In affirming the denial of Smiley’s motion to dismiss his first statement, the Wisconsin Court of Appeals had relied on State v. Armstrong,22 which in turn relied on the U.S. Supreme Court’s decision in Rhode Island v. Innis.23
In Innis, the Supreme Court ruled that Miranda applies to express questioning and its “functional equivalent,” which is any police statements that are reasonably likely to elicit an incriminating response from the suspect. According to the state appeals court, Innis limited Miranda to situations in which the officers conducting a custodial interrogation might reasonably expect the person under interrogation to make an incriminating statement. Under this view, it would not be an unreasonable application of Innis to find that that Smiley’s first statement was admissible.
The federal courts that reviewed Smiley’s habeas corpus petition disagreed with the reading of Innis by the state appeals court. The Eastern District of Wisconsin granted Smiley a writ of habeas corpus, holding that the state court had been confronted with a set of facts materially indistinguishable from Miranda. Smiley was in custody, and he was expressly questioned. Therefore, the state court of appeals had no reason to apply the rule for the functional equivalent of express questioning.

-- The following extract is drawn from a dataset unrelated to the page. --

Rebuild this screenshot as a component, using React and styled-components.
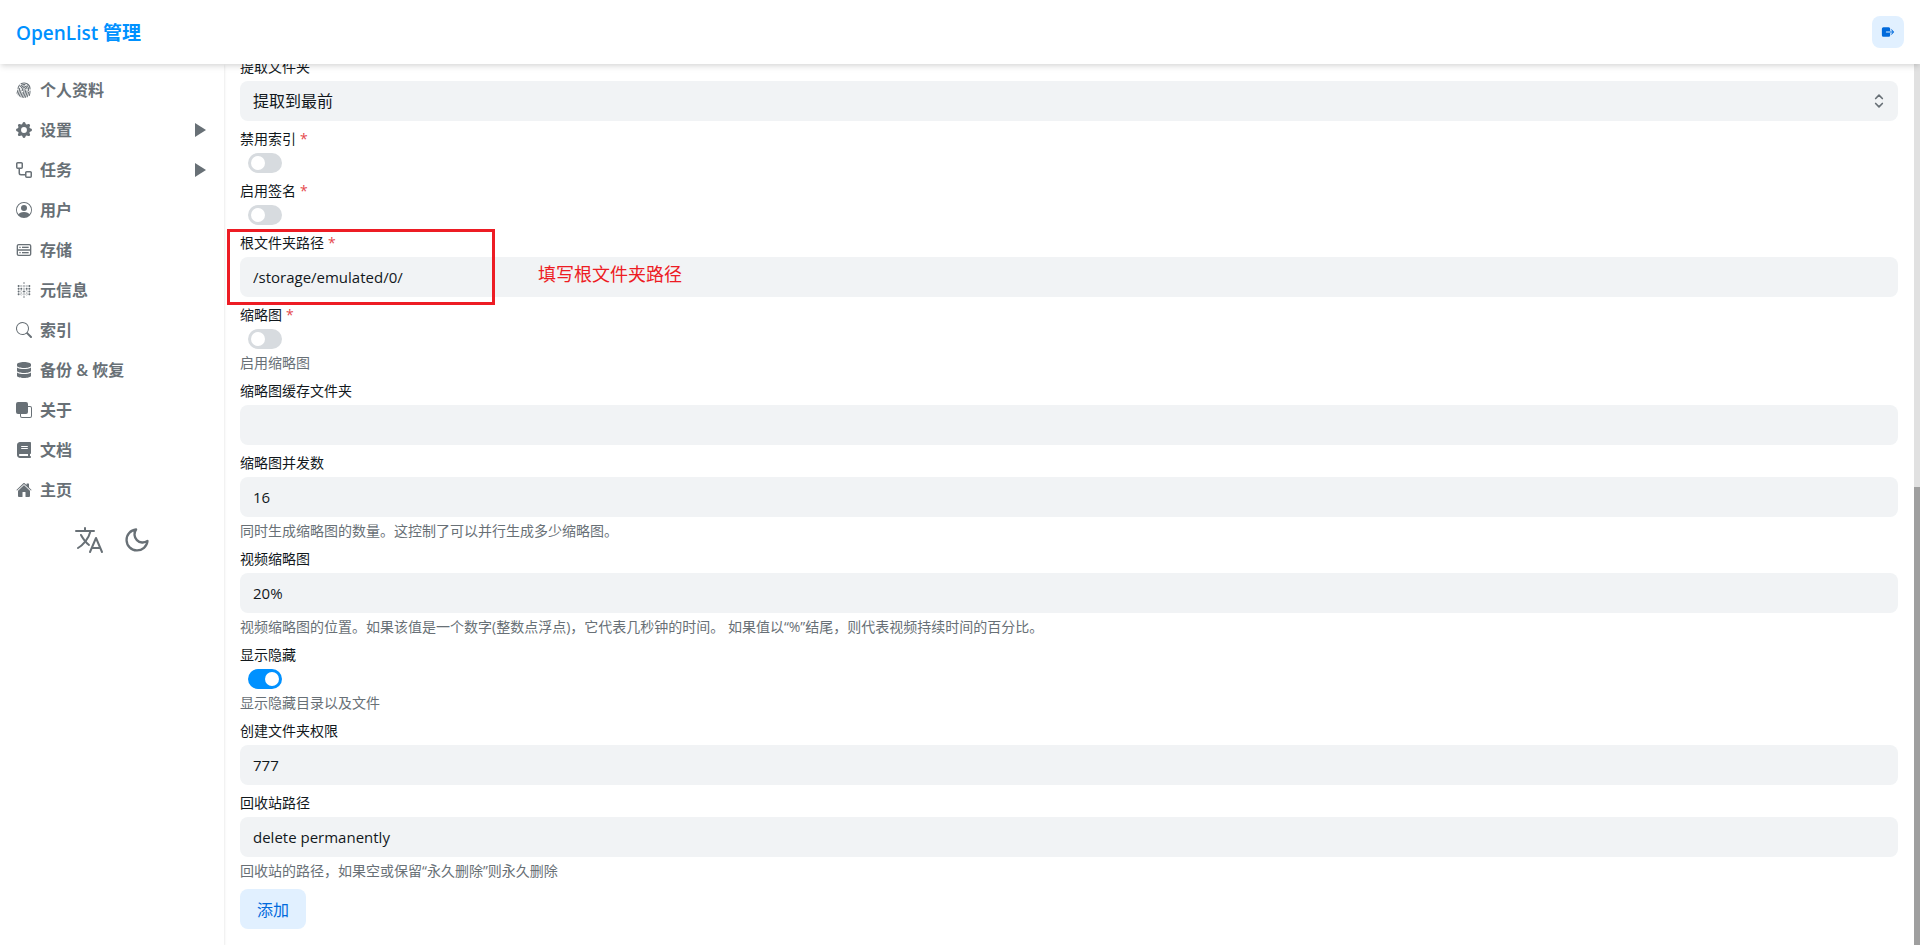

The Seventh Circuit affirmed, finding the state court of appeals erroneously interpreted Innis, which does nothing more than define when police practices other than express questioning constitute interrogation. Because Smiley was in custody when the police subjected him to express questioning about the killing, clearly established U.S. Supreme Court precedent required that Smiley be informed of his Miranda rights. The failure to do so means the first statement should have been suppressed. The Seventh Circuit found that this error was not harmless and therefore upheld the writ. In June 2009, Smiley was resentenced and given an indeterminate sentence, and he became eligible immediately for parole.